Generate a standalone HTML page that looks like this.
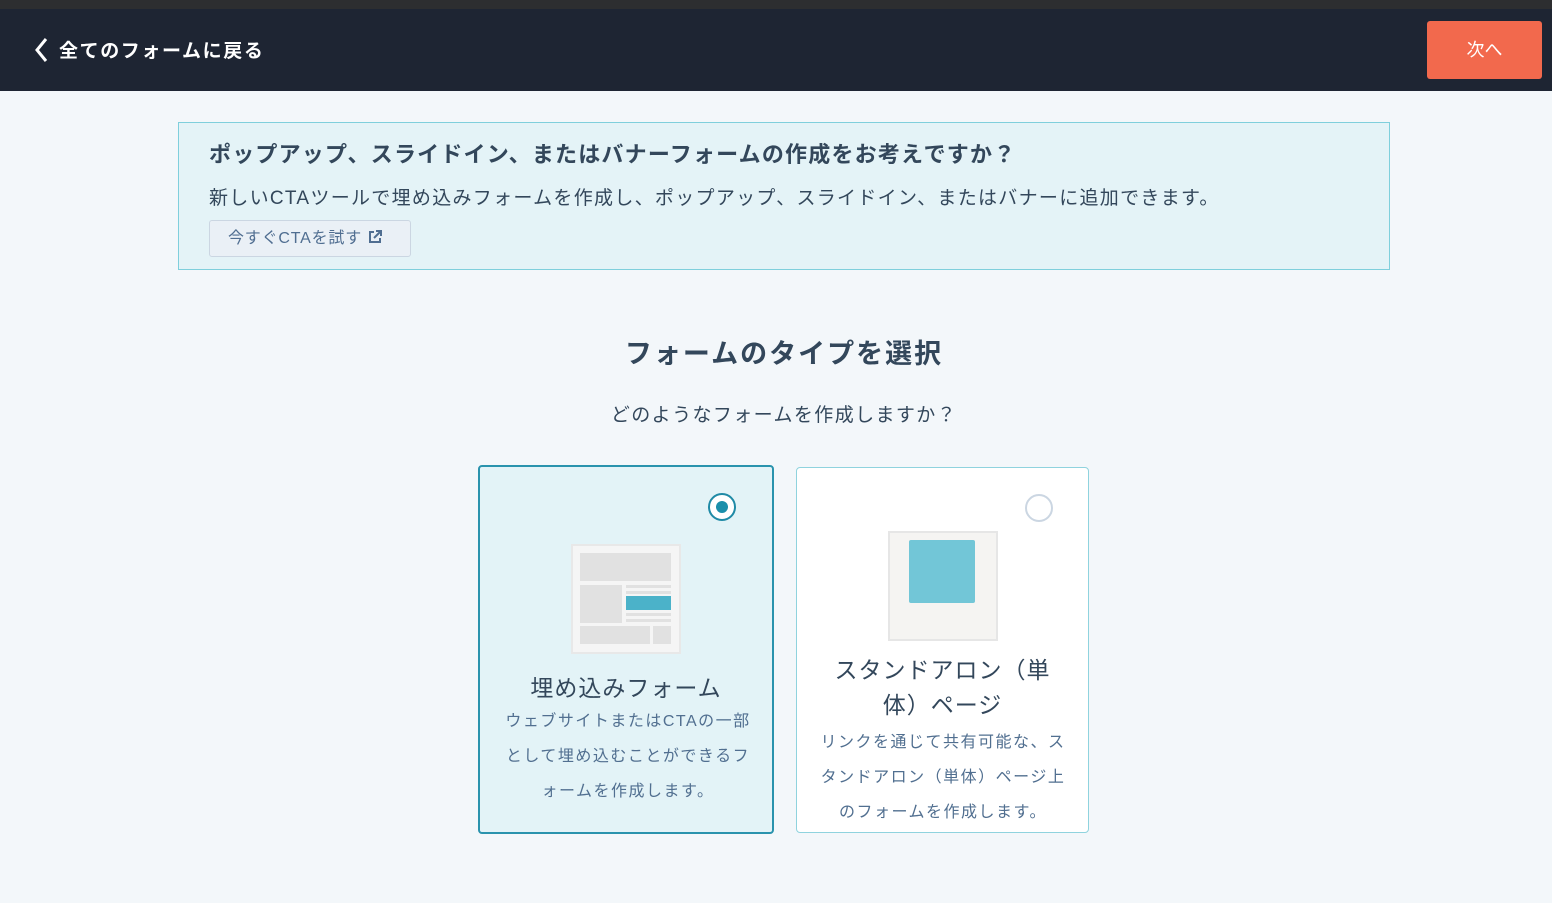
<!DOCTYPE html>
<html><head><meta charset="utf-8"><style>
*{margin:0;padding:0;box-sizing:border-box}
body{width:1552px;height:903px;background:#f3f7fa;font-family:"Liberation Sans","Noto Sans CJK JP",sans-serif;color:#33475b;position:relative;overflow:hidden}
.top{position:absolute;left:0;top:0;width:1552px;height:9px;background:#2d2e30}
.bar{position:absolute;left:0;top:9px;width:1552px;height:82px;background:#1e2533}
.back{position:absolute;left:33px;top:36px;color:#fff;font-size:19px;font-weight:bold;display:flex;align-items:center;letter-spacing:1.6px}
.next{position:absolute;left:1427px;top:21px;width:115px;height:58px;background:#f2694d;color:#fff;font-size:18px;border-radius:3px;text-align:center;line-height:58px}
.banner{position:absolute;left:178px;top:122px;width:1212px;height:148px;background:#e4f3f7;border:1px solid #7fcfdc}
.banner h2{position:absolute;left:30px;top:14px;font-size:22px;font-weight:bold;color:#33475b;letter-spacing:1.2px;white-space:nowrap}
.banner p{position:absolute;left:30px;top:60px;font-size:19px;color:#33475b;letter-spacing:1.3px;white-space:nowrap}
.btn{position:absolute;left:30px;top:97px;width:202px;height:37px;background:#eaf0f6;border:1px solid #cbd6e2;border-radius:3px;font-size:16px;color:#506e91;line-height:35px;padding-left:18px;letter-spacing:0.8px;white-space:nowrap}
.title{position:absolute;left:0;width:1568px;top:332px;text-align:center;font-size:27px;font-weight:bold;color:#33475b;letter-spacing:2px}
.sub{position:absolute;left:0;width:1568px;top:400px;text-align:center;font-size:19px;letter-spacing:1.4px}
.card{position:absolute;border-radius:4px;text-align:center}
.c1{left:478px;top:465px;width:296px;height:369px;background:#e3f3f7;border:2px solid #2a93ad}
.c2{left:796px;top:467px;width:293px;height:366px;background:#fff;border:1px solid #8fd3de}
.radio{position:absolute;width:28px;height:28px;border-radius:50%}
.ct{font-size:23px;color:#33475b;position:absolute;left:0;width:100%;letter-spacing:1px}
.cd{font-size:16px;color:#516f90;position:absolute;line-height:35px;letter-spacing:1.5px}
</style></head><body>
<div class="top"></div>
<div class="bar"></div>
<div class="back"><svg width="18" height="26" viewBox="0 0 18 26"><path d="M13 2 L4 13 L13 24" stroke="#fff" stroke-width="3" fill="none"/></svg><span style="margin-left:8px">全てのフォームに戻る</span></div>
<div class="next">次へ</div>
<div class="banner">
<h2>ポップアップ、スライドイン、またはバナーフォームの作成をお考えですか？</h2>
<p>新しいCTAツールで埋め込みフォームを作成し、ポップアップ、スライドイン、またはバナーに追加できます。</p>
<div class="btn">今すぐCTAを試す <svg width="16" height="16" viewBox="0 0 16 16" style="vertical-align:-2px"><path d="M7 3H3v10h10V9" stroke="#506e91" stroke-width="2" fill="none"/><path d="M9 2h5v5M14 2L7 9" stroke="#506e91" stroke-width="2" fill="none"/></svg></div>
</div>
<div class="title">フォームのタイプを選択</div>
<div class="sub">どのようなフォームを作成しますか？</div>
<div class="card c1">
<div class="radio" style="left:228px;top:26px;border:2px solid #1f8aa6;background:#fff"><div style="position:absolute;left:6px;top:6px;width:12px;height:12px;border-radius:50%;background:#1a8fab"></div></div>
<svg style="position:absolute;left:91px;top:77px" width="110" height="110" viewBox="0 0 110 110"><rect x="1" y="1" width="108" height="108" fill="#f5f5f5" stroke="#e8e8e8" stroke-width="2"/><rect x="9" y="9" width="91" height="28" fill="#e1e1e1"/><rect x="9" y="41" width="42" height="38" fill="#e1e1e1"/><rect x="55" y="41" width="45" height="3" fill="#e1e1e1"/><rect x="55" y="47" width="45" height="3" fill="#e1e1e1"/><rect x="55" y="52" width="45" height="14" fill="#4bb2c9"/><rect x="55" y="69" width="45" height="3" fill="#e1e1e1"/><rect x="55" y="75" width="45" height="3" fill="#e1e1e1"/><rect x="9" y="82" width="70" height="18" fill="#e1e1e1"/><rect x="82" y="82" width="18" height="18" fill="#e1e1e1"/></svg>
<div class="ct" style="top:202px">埋め込みフォーム</div>
<div class="cd" style="left:23px;width:250px;top:237px">ウェブサイトまたはCTAの一部として埋め込むことができるフォームを作成します。</div>
</div>
<div class="card c2">
<div class="radio" style="left:228px;top:26px;border:2px solid #cbd6e2;background:#fff"></div>
<svg style="position:absolute;left:91px;top:63px" width="110" height="110" viewBox="0 0 110 110"><rect x="1" y="1" width="108" height="108" fill="#f5f4f2" stroke="#e6e6e6" stroke-width="2"/><rect x="21" y="9" width="66" height="63" rx="2" fill="#72c6d7"/></svg>
<div class="ct" style="top:185px;line-height:35px;padding:0 30px">スタンドアロン（単体）ページ</div>
<div class="cd" style="left:21px;width:250px;top:257px">リンクを通じて共有可能な、スタンドアロン（単体）ページ上のフォームを作成します。</div>
</div>
</body></html>
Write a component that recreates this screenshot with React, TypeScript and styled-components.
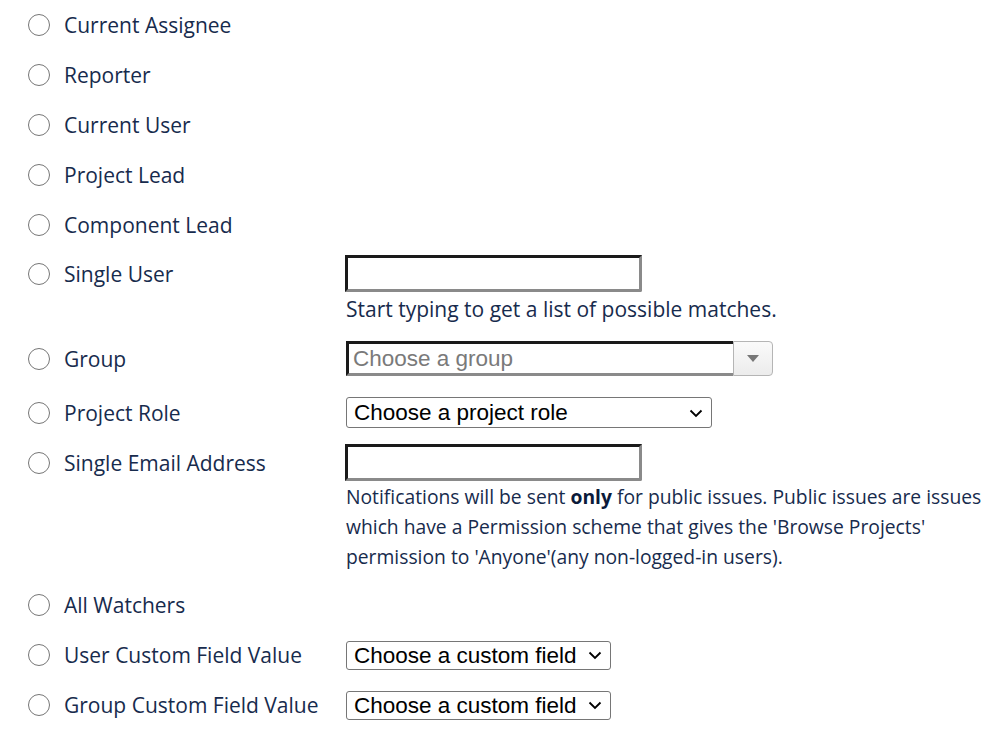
import React from 'react';
import styled, { createGlobalStyle } from 'styled-components';

const GlobalStyle = createGlobalStyle`
  html, body {
    margin: 0;
    padding: 0;
    background: #ffffff;
  }
  body {
    font-family: 'Open Sans', 'Noto Sans', sans-serif;
    color: #172b4d;
  }
`;

const Form = styled.form`
  display: flex;
  flex-direction: column;
  padding-left: 28px;
`;

const Row = styled.div<{ $top?: number; $bottom?: number }>`
  display: grid;
  grid-template-columns: 318px 1fr;
  align-items: center;
  padding-top: ${(p) => (p.$top ?? 10)}px;
  padding-bottom: ${(p) => (p.$bottom ?? 10)}px;
`;

const Option = styled.label`
  display: flex;
  align-items: center;
  gap: 14px;
  font-size: 21px;
  line-height: 30px;
  color: #172b4d;
  white-space: nowrap;
`;

const Radio = styled.input.attrs({ type: 'radio' })`
  appearance: none;
  margin: 0;
  width: 22px;
  height: 22px;
  border: 1px solid #767676;
  border-radius: 50%;
  background: #fff;
  flex: none;
`;

const TextInput = styled.input.attrs({ type: 'text' })`
  box-sizing: border-box;
  width: 297px;
  height: 37px;
  margin-left: -1px;
  border-style: solid;
  border-width: 3px;
  border-color: #1a1a1a #8a8a8a #8a8a8a #1a1a1a;
  border-radius: 0 0 2px 0;
  background: #fff;
  outline: none;
`;

const Help = styled.div<{ $size: number }>`
  font-size: ${(p) => p.$size}px;
  line-height: 30px;
  color: #172b4d;
  white-space: nowrap;

  strong {
    font-weight: 700;
    color: #0b1a3a;
  }
`;

const SelectWrap = styled.div<{ $width: number; $height: number }>`
  position: relative;
  width: ${(p) => p.$width}px;
  height: ${(p) => p.$height}px;
`;

const NativeSelect = styled.select`
  appearance: none;
  box-sizing: border-box;
  width: 100%;
  height: 100%;
  margin: 0;
  padding: 0 30px 0 7px;
  border: 1px solid #767676;
  border-radius: 3px;
  background: #fff;
  color: #000;
  font-family: 'Liberation Sans', Arial, sans-serif;
  font-size: 22.5px;
  outline: none;
`;

const Chevron = styled.svg`
  position: absolute;
  right: 9px;
  top: 50%;
  width: 14px;
  height: 9px;
  margin-top: -4px;
  pointer-events: none;
`;

const Combo = styled.div`
  display: flex;
  width: 427px;
  height: 35px;
`;

const ComboInput = styled.input.attrs({ type: 'text' })`
  box-sizing: border-box;
  flex: 1;
  min-width: 0;
  height: 100%;
  padding: 0 4px;
  border-style: solid;
  border-width: 3px 0 3px 3px;
  border-color: #1a1a1a transparent #8a8a8a #1a1a1a;
  background: #fff;
  font-family: 'Liberation Sans', Arial, sans-serif;
  font-size: 22.5px;
  color: #000;
  outline: none;

  &::placeholder {
    color: #7a7a7a;
  }
`;

const ComboButton = styled.button`
  box-sizing: border-box;
  width: 40px;
  height: 100%;
  display: flex;
  align-items: center;
  justify-content: center;
  padding: 0;
  border: 1px solid #b5b5b5;
  border-radius: 0 4px 4px 0;
  background: linear-gradient(#fafafa, #ececec);
`;

function Select({ width, height, label }: { width: number; height: number; label: string }) {
  return (
    <SelectWrap $width={width} $height={height}>
      <NativeSelect defaultValue="">
        <option value="">{label}</option>
      </NativeSelect>
      <Chevron viewBox="0 0 14 9">
        <path d="M1.5 1.5 L7 7 L12.5 1.5" fill="none" stroke="#000" strokeWidth="1.8" />
      </Chevron>
    </SelectWrap>
  );
}

function RadioLabel({ children }: { children: React.ReactNode }) {
  return (
    <Option>
      <Radio name="recipient" />
      {children}
    </Option>
  );
}

export default function App() {
  return (
    <>
      <GlobalStyle />
      <Form>
        <Row>
          <RadioLabel>Current Assignee</RadioLabel>
        </Row>
        <Row>
          <RadioLabel>Reporter</RadioLabel>
        </Row>
        <Row>
          <RadioLabel>Current User</RadioLabel>
        </Row>
        <Row>
          <RadioLabel>Project Lead</RadioLabel>
        </Row>
        <Row>
          <RadioLabel>Component Lead</RadioLabel>
        </Row>
        <Row $top={5} $bottom={0}>
          <RadioLabel>Single User</RadioLabel>
          <TextInput />
        </Row>
        <Row $top={2} $bottom={0}>
          <span />
          <Help $size={21}>Start typing to get a list of possible matches.</Help>
        </Row>
        <Row $top={17} $bottom={10}>
          <RadioLabel>Group</RadioLabel>
          <Combo>
            <ComboInput placeholder="Choose a group" />
            <ComboButton type="button">
              <svg width="12" height="7" viewBox="0 0 12 7">
                <path d="M0 0 H12 L6 7 Z" fill="#777" />
              </svg>
            </ComboButton>
          </Combo>
        </Row>
        <Row $top={11} $bottom={10}>
          <RadioLabel>Project Role</RadioLabel>
          <Select width={366} height={31} label="Choose a project role" />
        </Row>
        <Row $top={6} $bottom={0}>
          <RadioLabel>Single Email Address</RadioLabel>
          <TextInput />
        </Row>
        <Row $top={1} $bottom={8}>
          <span />
          <Help $size={19.3}>
            Notifications will be sent <strong>only</strong> for public issues. Public issues are issues
            <br />
            which have a Permission scheme that gives the 'Browse Projects'
            <br />
            permission to 'Anyone'(any non-logged-in users).
          </Help>
        </Row>
        <Row>
          <RadioLabel>All Watchers</RadioLabel>
        </Row>
        <Row>
          <RadioLabel>User Custom Field Value</RadioLabel>
          <Select width={265} height={29} label="Choose a custom field" />
        </Row>
        <Row>
          <RadioLabel>Group Custom Field Value</RadioLabel>
          <Select width={265} height={29} label="Choose a custom field" />
        </Row>
      </Form>
    </>
  );
}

DO THIS: Report how many lines of the listing hold the word "components", with nothing but the number.

TASK OUTPUT: 2